The loud drilling noise awakens me in the afternoon. The apartment building in which I live is finally getting a name. For a year we pestered the builder for this. We suggested a number of names. Since we couldn't agree on any one name the builder decided to give it the name of the house which was demolished to build this. Nevertheless we are thrilled that our building now has a name .

What's in a name? asked Shakespeare. Plenty. The first thing a child learns when he/she begins to speak is naming words. Without these labels for people, places and things the world would be a confusing place. But Shakespeare meant something else. What he said was, a rose by any other name would be as sweet. With his prescience he must have guessed that his own name would often be mis-spelt. Was he Shakespear, Shakesphere, Sheikspear or Shakespere? But his fame lives on. Perhaps he was right. But our name is the proudest possession we have. I don't think any of us would like our name mispronounced or mis-spelt.
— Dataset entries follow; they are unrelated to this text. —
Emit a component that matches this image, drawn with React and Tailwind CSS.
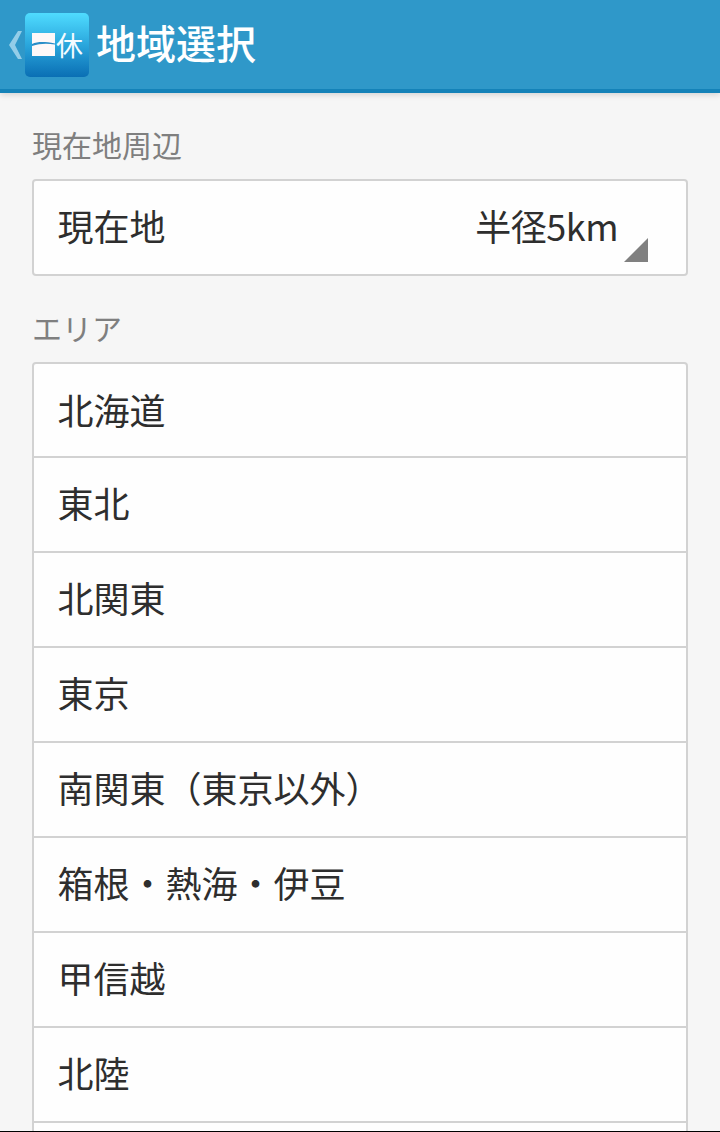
const items = ["北海道", "東北", "北関東", "東京", "南関東（東京以外）", "箱根・熱海・伊豆", "甲信越", "北陸", ""];

function Logo() {
  return (
    <div className="relative w-[64px] h-[64px] rounded-[5px] bg-gradient-to-b from-[#4fdcff] via-[#2aa6dc] to-[#0a6fb4] overflow-hidden shrink-0">
      <div className="absolute left-[7px] top-[20px] w-[23px] h-[23px] bg-[#fdf8f8]">
        <svg viewBox="0 0 23 23" className="w-full h-full">
          <path d="M0 11 C6 8.5 12 8.5 23 10.5 L23 11.5 C14 10 8 10.5 0 13 Z" fill="#2a8ec8" />
        </svg>
      </div>
      <span className="absolute left-[31px] top-[17px] text-[27px] leading-[30px] text-[#f4fbff]">休</span>
    </div>
  );
}

export default function App() {
  return (
    <div className="w-[720px] h-[1132px] flex flex-col bg-[#f6f6f6] font-['Noto_Sans_CJK_JP','Noto_Sans',sans-serif]">
      <div className="flex-1 min-h-0 overflow-hidden">
        <header className="h-[93px] bg-[#2f98c9] border-b-[4px] border-[#1482b8] shadow-[0_2px_6px_rgba(0,0,0,0.14)] flex items-start pt-[13px] pl-[8px]">
          <svg width="17" height="28" viewBox="0 0 17 28" className="mt-[18px] shrink-0">
            <path d="M10 0 L14 0 L7 14 L14 28 L10 28 L1 14 Z" fill="#93cde8" />
          </svg>
          <Logo />
          <h1 className="ml-[7px] text-[40px] leading-[58px] font-medium text-white">地域選択</h1>
        </header>
        <main className="px-[32px]">
          <h2 className="mt-[33px] h-[36px] text-[30px] leading-[36px] text-[#7f7f7f]">現在地周辺</h2>
          <div className="mt-[17px] h-[97px] rounded-[4px] border-2 border-[#d2d2d2] bg-[#fefefe] flex items-center justify-between pl-[23.5px] pb-[6px] relative">
            <span className="text-[36px] leading-[48px] text-[#2e2e2e]">現在地</span>
            <span className="text-[36px] leading-[48px] tracking-[-0.5px] text-[#2e2e2e] mr-[68px]">半径5km</span>
            <div className="absolute right-[38px] bottom-[12px] w-0 h-0 border-l-[24px] border-l-transparent border-b-[24px] border-b-[#808080]" />
          </div>
          <h2 className="mt-[33px] h-[36px] text-[30px] leading-[36px] text-[#7f7f7f]">エリア</h2>
          <ul className="mt-[17px] rounded-[4px] border-2 border-[#d2d2d2] bg-[#fefefe]">
            {items.map((t, i) => (
              <li key={i} className={`flex items-center pl-[23.5px] text-[36px] leading-[48px] text-[#2e2e2e] ${i ? "h-[95px] pb-[6px] border-t-2 border-[#d2d2d2]" : "h-[92px] pb-[3px]"}`}>
                {t}
              </li>
            ))}
          </ul>
        </main>
      </div>
      <div className="h-[1px] bg-black shrink-0" />
    </div>
  );
}
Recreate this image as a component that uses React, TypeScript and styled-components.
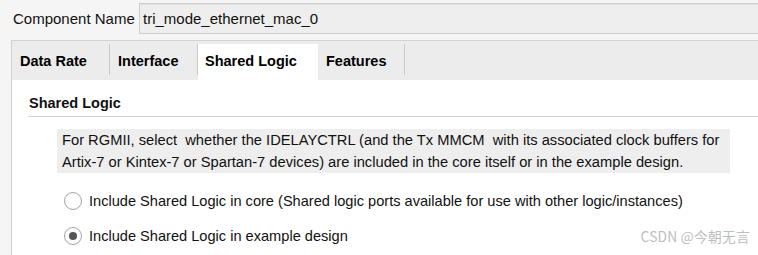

In literature as in real life we come across people with strange names. Have you read Rumpelstiltskin? Tom Thumb? Red Riding Hood? Cinderella? Dr. Dolittle? How do writers names their characters? It may be a good idea to research into this. We all know Charles Schulz's "Peanuts". But why did he choose the name "Rerun" for his brother? Charles Dickens gives a very interesting explanation to how his famous character Oliver Twist was named. Oliver's mother died at his birth. He was brought up in an orphanage. Mr. Bumble who was in charge of the orphanage had devised a system to find names for the orphans brought under his care "I invented them", he boasted, "we name our foundlings in alphabetical order. The last was S... Swabble, I named him. This was a T... Twist, I named him. The next one comes will be Unwin, the next Vilkins. I have got names ready-made to the end of the alphabet and all the way through it again when we come to Z." In that immortal saga of human spirit, Daniel Defoe's hero Robinson Crusoe named the slave he rescued Friday after the day on which he found him.

Many authors wrote under assumed names for various reasons. The reasons themselves make for interesting stories. Why did Mark Twain, the creator of the impish Tom Sawyer pick on this pen name? It has something to do with his journeys on the Mississippi river. A riverboat has a long cord with flags to measure the depth of the river. "Mark Twain (mark two) meant safe clearance for the riverboat. So Samuel Langhorne Clemens chose this name which not only recalled his life on the Mississippi river but had a reassuring "all's well" meaning. Lewis Carroll (Charles Lutwidge Dodgson) who took us along with Alice to the wonderland of fresh ideas, fanciful words and freakish characters was given this name by the editor of the paper Train. Carroll comes from the word Charles (Carolus) and Lewis from Lutwidge (Ludivocus). George Eliot, who wrote the novel Mill on the Floss was actually Mary Anne Evans. She wrote under a man's name because at the time she wrote women did not write novels. Now try and find out why the genial vet of the Yorkshire Dales, James Alfred Wight wrote under the name James Herriot.

Family names are cherished as much as family treasures and there are organisations that will trace family history given the family name. Which is the most widely used name in the world? One survey says it is "Chang", the commonest in China. The interesting fact is that the British telephone directory has the maximum number of pages allotted to the name "Patel".

We in India trace our lineage through the names of our gothrams. Each gothram can be tracked back to a rishi after whom it was named thus proving all of us descendents of a group of sages. A man and a woman born under the same gothram are not allowed to marry as they are considered brother and sister.

Maybe we all have a common family name. All we have to do is to wait for the anthropologists to dig up the earliest man (woman?) to walk upright and give him/her a name. But what name? We should take a worldwide vote on this.

But let's not do any name-dropping, nor call each other names. Let's make a name for ourselves. And have plenty to our names. That's the name of the game.